4. Necessary in a democratic society
- It
remains to be determined whether the interference was “necessary
in a democratic society”.
a. The applicant's arguments
- The
applicant argued in essence that his statements were value judgments,
not susceptible to proof, with sufficient factual basis. They were
made in the press, in the course of a public debate on an issue of
significant public interest, which had not been appropriately
discussed before. In his view, freedom of debate on issues of
significant public interest is – as with political debate –
at the very core of the concept of a democratic society. The
plaintiff was actively involved in a debate of public concern with
strong political implications and he had laid himself open to
scrutiny when entering that arena. In recent years, right-wing
extremism had become stronger in Hungary, free debate over such
questions had gained crucial importance, and in such discussions,
strong criticism and harsher language should be accepted. In sum, it
could not be argued that the measure was necessary in a democratic
society; all the more so, since – although only civil-law
sanctions had been ordered – an obligation to arrange for a
public rectification was a disproportionately severe sanction for
him, his credibility as a historian having been at stake.
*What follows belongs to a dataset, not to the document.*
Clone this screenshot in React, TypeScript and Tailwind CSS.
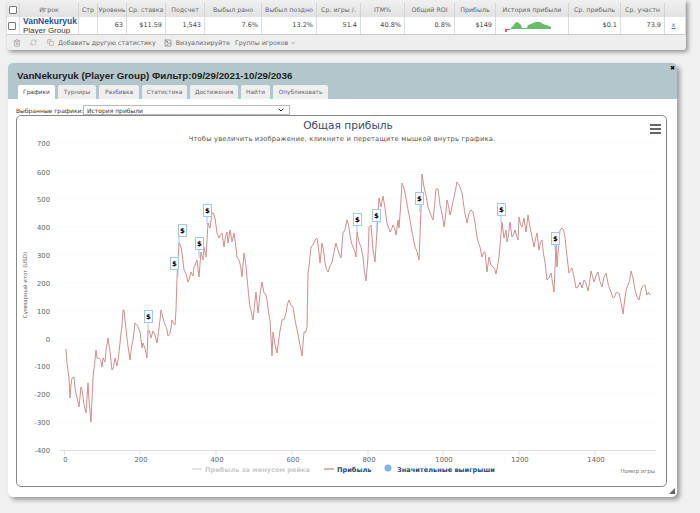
import React from 'react';
import { Trash2, RefreshCw, Copy, Image, ChevronDown } from 'lucide-react';

const font = 'font-["DejaVu_Sans",sans-serif]';

const columns = [
  { name: '', width: 13 },
  { name: 'Игрок', width: 59 },
  { name: 'Стр', width: 19 },
  { name: 'Уровень', width: 29, value: '63' },
  { name: 'Ср. ставка', width: 39, value: '$11.59' },
  { name: 'Подсчет', width: 39, value: '1,543' },
  { name: 'Выбыл рано', width: 57, value: '7.6%' },
  { name: 'Выбыл поздно', width: 55, value: '13.2%' },
  { name: 'Ср. игры /.', width: 44, value: '51.4' },
  { name: 'ITM%', width: 44, value: '40.8%' },
  { name: 'Общий ROI', width: 50, value: '0.8%' },
  { name: 'Прибыль', width: 41, value: '$149' },
  { name: 'История прибыли', width: 73 },
  { name: 'Ср. прибыль', width: 52, value: '$0.1' },
  { name: 'Ср. участн', width: 44, value: '73.9' },
  { name: '', width: 21 },
];

const tabs = [
  { name: 'Графики', width: 37, active: true },
  { name: 'Турниры', width: 38 },
  { name: 'Разбивка', width: 40 },
  { name: 'Статистика', width: 45 },
  { name: 'Достижения', width: 48 },
  { name: 'Найти', width: 29 },
  { name: 'Опубликовать', width: 55 },
];

const traced: number[][] = [
  [66,349],[67,363],[69,378],[70,398],[71,385],[72,378],[74,377],[75,388],[79,407],[81,387],[82,390],[86,413],[88,383],[89,400],[91,422],[93,377],[96,350],[97,358],[99,358],[102,367],[103,358],[105,362],[106,350],[108,338],[112,370],[115,358],[117,366],[120,343],[122,325],[123,310],[124,310],[125,320],[130,360],[133,340],[135,323],[140,332],[142,348],[143,343],[147,358],[148,330],[151,338],[153,331],[157,343],[160,320],[161,310],[163,318],[165,325],[168,336],[171,328],[172,320],[175,325],[176,310],
  [177,277],[179,243],[182,253],[184,270],[188,282],[191,272],[193,276],[194,267],[195,265],[197,260],[199,277],[201,252],[203,260],[204,247],[206,257],[208,223],[210,228],[212,213],[215,218],[217,233],[219,238],[222,233],[224,247],[227,232],[228,243],[230,230],[232,242],[234,233],[237,257],[239,260],[242,277],[244,253],[247,277],[250,307],[253,320],[256,292],[258,313],[262,282],[264,293],[267,300],[270,320],[272,356],[273,332],[277,353],[282,320],[286,313],[289,300],[293,307],[295,320],[300,345],[302,356],[304,332],[307,327],[308,273],[311,247],[313,245],[315,240],[317,238],[320,263],[322,243],[325,263],[328,272],[332,262],[336,243],[341,258],[343,233],[347,220],[350,235],
  [353,247],[356,257],[357,232],[359,242],[363,257],[366,281],[368,257],[369,227],[371,225],[373,250],[375,262],[377,230],[379,198],[381,207],[383,196],[387,223],[390,232],[393,225],[396,235],[398,220],[399,228],[402,183],[405,193],[410,220],[415,247],[419,260],[421,210],[422,174],[424,187],[428,207],[433,220],[436,189],[438,189],[440,205],[444,227],[447,200],[450,215],[453,202],[457,182],[462,193],[467,223],[471,210],[473,212],[477,237],[480,247],[482,257],[485,252],[487,272],[489,257],[493,267],[496,274],[499,257],[502,222],[504,238],[506,230],[507,242],[510,222],[512,237],[515,230],[518,240],[519,217],[522,227],[524,218],[526,232],[528,215],[530,227],[534,247],[537,233],[539,250],[542,240],[545,262],[547,280],[551,273],[554,292],[556,245],[557,267],[560,230],[562,228],[565,237],[569,273],[572,268],[576,288],[580,282],[582,288],[584,280],[588,291],[591,271],[594,282],[598,272],[602,287],[606,273],[611,292],[613,298],[616,293],[619,293],[623,314],[625,297],[628,285],[631,271],[635,290],[639,300],[642,287],[645,285],[647,295],[650,295],
];

// the real line is noisier than the trace, so wiggle the long slopes a little
const profit = traced.flatMap((p, i) => {
  const next = traced[i + 1];
  if (!next || next[0] - p[0] < 3) return [p];
  const midY = (p[1] + next[1]) / 2 + 3 * Math.sin(i * 2.7);
  return [p, [(p[0] + next[0]) / 2, midY]];
});

// flag box left, top, then the point its tail lands on
const flags = [
  [144, 310, 148, 335],
  [170, 257, 178, 277],
  [178, 224, 179, 243],
  [195, 237, 199, 258],
  [203, 204, 207, 225],
  [353, 213, 357, 232],
  [372, 209, 377, 230],
  [415, 192, 420, 212],
  [497, 203, 501, 222],
  [551, 232, 555, 250],
];

const yTicks = [
  ['700', 143], ['600', 172], ['500', 199], ['400', 227], ['300', 255], ['200', 283],
  ['100', 311], ['0', 339], ['-100', 366], ['-200', 394], ['-300', 422], ['-400', 450],
] as [string, number][];

const xTicks = [
  ['0', 64.5], ['200', 140], ['400', 216], ['600', 292], ['800', 368], ['1000', 443], ['1200', 519], ['1400', 595],
] as [string, number][];

const Sparkline = () => (
  <svg viewBox="496 17 73 17" className="w-[73px] h-[17px] block shrink-0">
    <path d="M509 29 L514 29 L516 27 L518 25 L519 23 L521 22 L523 23 L525 25 L526 28 L531 28 L532 25 L535 24 L537 23 L540 22 L544 22 L547 24 L550 25 L553 26 L555 27 L555 29 Z" fill="#68bb68" />
    <path d="M509 29 L514 29 L514 30 L511 30 L511 32 L509 32 Z" fill="#c66" />
  </svg>
);

const Chart = () => (
  <svg viewBox="17 116 649 370" className="w-[649px] h-[370px] block" style={{ fontFamily: '"DejaVu Sans", sans-serif' }}>
    <text x="348" y="129" textAnchor="middle" fontSize="10.6" fill="#3a4a68">Общая прибыль</text>
    <text x="342" y="141" textAnchor="middle" fontSize="6.7" letterSpacing="0.2" fill="#555">Чтобы увеличить изображение, кликните и перетащите мышкой внутрь графика.</text>
    <rect x="650" y="124" width="11" height="2" fill="#666" />
    <rect x="650" y="128" width="11" height="2" fill="#666" />
    <rect x="650" y="132" width="11" height="2" fill="#666" />

    {yTicks.slice(0, -1).map(([label, y]) => (
      <line key={label} x1="59" x2="656" y1={y} y2={y} stroke="#eeeeee" strokeWidth="1" strokeDasharray="1 3" />
    ))}
    {yTicks.map(([label, y]) => (
      <text key={label} x="50" y={y + 3} textAnchor="end" fontSize="6.8" fill="#666">{label}</text>
    ))}
    <line x1="60" x2="656" y1="450.5" y2="450.5" stroke="#d8dde8" />
    {xTicks.map(([label, x]) => (
      <g key={label}>
        <line x1={x} x2={x} y1="450" y2="455" stroke="#d8dde8" />
        <text x={x + 1} y="462" textAnchor="middle" fontSize="6.8" fill="#666">{label}</text>
      </g>
    ))}
    <text transform="translate(27 285) rotate(-90)" textAnchor="middle" fontSize="5.5" fill="#666">Суммарный итог (USD)</text>
    <text x="655" y="473" textAnchor="end" fontSize="5.5" fill="#777">Номер игры</text>

    <polyline points={profit.map((p) => p.join(',')).join(' ')} fill="none" stroke="#cd8f8f" strokeWidth="1" strokeLinejoin="round" />

    {flags.map(([x, y, tx, ty]) => (
      <g key={x}>
        <line x1={tx} y1={y + 12} x2={tx} y2={ty} stroke="#9cc8f2" />
        <rect x={x + 0.5} y={y + 0.5} width="8" height="12" fill="#fff" stroke="#9cc8f2" />
        <text x={x + 4.5} y={y + 9} textAnchor="middle" fontSize="7" fontWeight="700" fill="#000">$</text>
      </g>
    ))}

    <line x1="192" x2="202" y1="469" y2="469" stroke="#ddd" strokeWidth="1.5" />
    <text x="205" y="472" fontSize="6.6" fontWeight="700" fill="#ccc">Прибыль за минусом рейка</text>
    <line x1="324" x2="334" y1="469" y2="469" stroke="#d49a9a" strokeWidth="1.5" />
    <text x="337" y="472" fontSize="6.6" fontWeight="700" fill="#274b73">Прибыль</text>
    <circle cx="388" cy="468" r="3.5" fill="#7cb5ec" />
    <text x="397" y="472" fontSize="6.6" fontWeight="700" fill="#274b73">Значительные выигрыши</text>
  </svg>
);

export default function App() {
  return (
    <div className={`w-[700px] h-[513px] overflow-hidden bg-[#f0f0f0] ${font}`}>
      {/* stats table */}
      <div className="ml-[7px] w-[679px] h-[50px] bg-[#eeeeee] shadow-[2px_2px_4px_rgba(0,0,0,0.4)] rounded-b-[3px]">
        <div className="flex h-[17px] pt-[3px] bg-gradient-to-b from-[#f0f0f0] to-[#e2e2e2]">
          {columns.map((c, i) => (
            <div key={i} style={{ width: c.width }} className="shrink-0 overflow-hidden whitespace-nowrap border-r border-[#d4d4d4] flex items-center justify-center text-[6.3px] text-[#666]">
              {i === 0 ? <span className="w-[8px] h-[8px] border border-[#777] bg-white rounded-[1px]" /> : c.name}
            </div>
          ))}
        </div>
        <div className="flex h-[18px] bg-white border-b border-[#ccc]">
          {columns.map((c, i) => (
            <div key={i} style={{ width: c.width }} className="shrink-0 overflow-hidden whitespace-nowrap border-r border-[#ddd] flex items-center justify-end text-[6.5px] text-[#444] pr-[3px]">
              {i === 0 && <span className="mx-auto w-[8px] h-[8px] border border-[#777] bg-white rounded-[1px]" />}
              {i === 1 && (
                <div className="w-full pl-[3px] leading-[9px] font-['Liberation_Sans',sans-serif]">
                  <div className="font-bold text-[#1f4f9f] text-[8.5px]">VanNekuryuk</div>
                  <div className="text-[#333] text-[8px]">Player Group</div>
                </div>
              )}
              {c.value}
              {i === 12 && <Sparkline />}
              {i === 15 && <span className="mx-auto text-[#3a6fb5] underline">x</span>}
            </div>
          ))}
        </div>
        <div className="flex items-center h-[15px] text-[6.3px] text-[#666]">
          <Trash2 size={8} className="ml-[6px] text-[#999]" />
          <RefreshCw size={7} className="ml-[9px] text-[#aaa]" />
          <Copy size={7} className="ml-[10px] text-[#999]" />
          <span className="ml-[4px]">Добавить другую статистику</span>
          <Image size={8} className="ml-[8px] text-[#777]" />
          <span className="ml-[4px]">Визуализируйте</span>
          <span className="ml-[5px]">Группы игроков</span>
          <ChevronDown size={6} className="ml-[2px]" />
        </div>
      </div>

      {/* profit panel */}
      <div className="relative ml-[8px] mt-[13px] w-[669px] h-[434px] bg-white rounded-[5px] shadow-[3px_3px_4px_rgba(0,0,0,0.35)]">
        <div className="h-[36px] bg-[#b3c6cc] rounded-t-[5px] px-[9px] flex flex-col justify-between">
          <div className="pt-[6px] text-[9.75px] leading-[13px] font-bold text-[#222] whitespace-nowrap font-['Liberation_Sans',sans-serif]">VanNekuryuk (Player Group) Фильтр:09/29/2021-10/29/2036</div>
          <div className="flex gap-[3px] ml-[1px]">
            {tabs.map((t) => (
              <div key={t.name} style={{ width: t.width }} className={`h-[14px] rounded-t-[2px] flex items-center justify-center text-[5.8px] whitespace-nowrap ${t.active ? 'bg-white text-[#444]' : 'bg-[#eef0f0] text-[#666]'}`}>
                {t.name}
              </div>
            ))}
          </div>
        </div>
        <div className="flex items-center h-[10px] mt-[6px] ml-[8px] text-[6px] text-[#333]">
          <span className="w-[67px] whitespace-nowrap">Выбранные графики:</span>
          <div className="w-[207px] h-[10px] border border-[#bbb] flex items-center justify-between px-[3px]">
            <span>История прибыли</span>
            <ChevronDown size={8} strokeWidth={3} className="text-[#222] mr-[1px]" />
          </div>
        </div>
        <div className="ml-[8px] w-[651px] h-[372px] border border-[#888] rounded-[5px] overflow-hidden">
          <Chart />
        </div>
        <span className="absolute right-[2px] top-[2px] text-[6px] leading-[6px] font-bold text-black">✖</span>
        <svg viewBox="0 0 6 6" className="absolute right-[2px] bottom-[3px] w-[6px] h-[6px]">
          <path d="M6 0 V6 H0 Z" fill="#666" />
        </svg>
      </div>
    </div>
  );
}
b. The Government's arguments
- The
Government relied in substance on the Contracting States' margin of
appreciation in the matter. They argued that the applicant's
statement had exceeded the limits of freedom of expression as
guaranteed by Article 10 of the Convention. They endorsed the
domestic courts' arguments that the impugned statements had injured
the plaintiff's reputation, and deliberately so. The Hungarian courts
carried out appropriate balancing between the applicant's Convention
rights and the plaintiff's right to good reputation, and justifiably
concluded that the latter had outweighed the former in the particular
circumstances of the case. They stressed that the sanctioning of
statements capable of damaging good reputation should not be regarded
as a breach of the Convention. Lastly, in the Government's view, the
sanction imposed was not disproportionate, especially since it was of
a civil, rather than criminal, character.
c. The Court's assessment
i. General principles
- The
test of “necessity in a democratic society” requires the
Court to determine whether the interference complained of
corresponded to a “pressing social need”. The Contracting
States have a certain margin of appreciation in assessing whether
such a need exists, but it goes hand in hand with European
supervision, embracing both the legislation and the decisions
applying it, even those given by an independent court. The Court is
therefore empowered to give the final ruling on whether a
“restriction” is reconcilable with freedom of expression
as protected by Article 10 (see, among many other authorities, Perna
v. Italy [GC], no. 48898/99, § 39, ECHR 2003-V; Association
Ekin v. France, no. 39288/98, § 56, ECHR 2001-VIII).
- The
Court's task in exercising its supervisory function is not to take
the place of the competent domestic courts but rather to review under
Article 10 the decisions they have taken pursuant to their margin of
appreciation (see Fressoz and Roire v. France [GC], no.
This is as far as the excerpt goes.